Jim briefs them on diet and exercise, after asking about their routines. Gayle King, 47, O's editor at large, hasn't been on an official diet in five years, though she does get on her treadmill five or six days a week. She wants results, but she knows she's got problems: Gayle's never met a buffet she doesn't love, for example, and a good focaccia is as satisfying to her as...well, she's got problems.
Taryn Esposito, 25, tried working with a nutritionist, but just as she started, along came the winter holidays and all the associated temptations. Taryn stopped going. She likes eating out, she likes wine and cocktails, but she also likes to exercise, averaging 45 minutes on various cardio machines six times per week.
Cindy Paragallo, 34, has been going to a nutritionist for four months; she's lost only three pounds. She works out four times a week, alternating between the elliptical machine, Bikram yoga, and kickboxing.

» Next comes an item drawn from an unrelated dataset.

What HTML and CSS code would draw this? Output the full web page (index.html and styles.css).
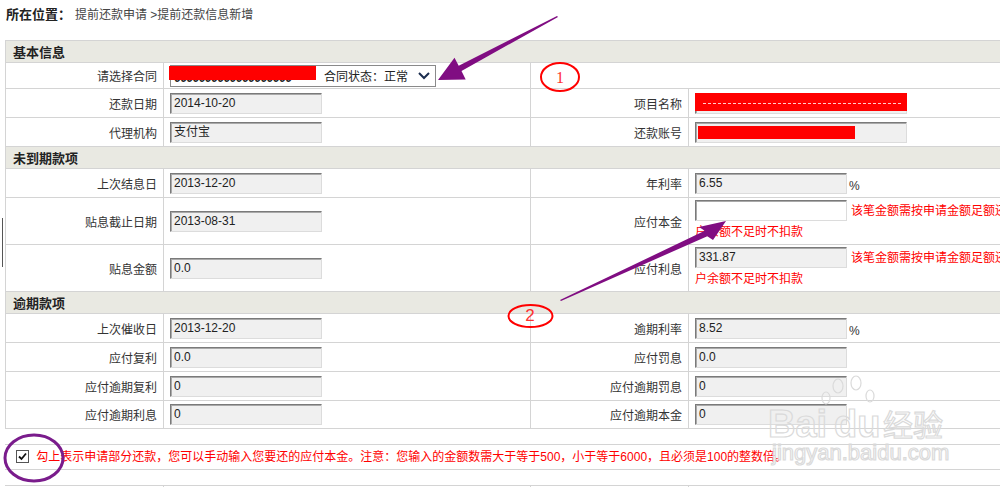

Pat McLaughlin, 51, comes in from her job in Connecticut and arrives after the meeting is well under way. She exercised religiously in her thirties and forties, but her job, home life, and volunteer work leave her no time for herself, much less for working out.
Jim calculates everyone's current caloric intake, then prescribes a lower number. "If you're carrying too much body weight," he explains, "you've just taken in more energy than you've used."
While Jim leaves it up to the women to choose what to eat, he has what could be considered strong opinions on the subject. The gospel according to Jim consists of foods that he either loves or finds brutal. Loves: berries, pineapples, frozen fruits and veggies, Dijon mustard, pickle relish, salsa on baked potatoes, salsa on baby carrots, salsa (as dressing) on salads. Also Dannon Light 'n Fit yogurt. Brutal: creamed spinach, salad dressing, nuts, peanut butter, salted microwave popcorn, and buttery mashed potatoes ("Off the charts!").
What to eat shifts into how much. Even if the food choices are healthy ones, portion sizes can blow a diet. "It's shocking when you see the real caloric value for a portion size. And being unprepared for a situation can lead to unhealthy choices."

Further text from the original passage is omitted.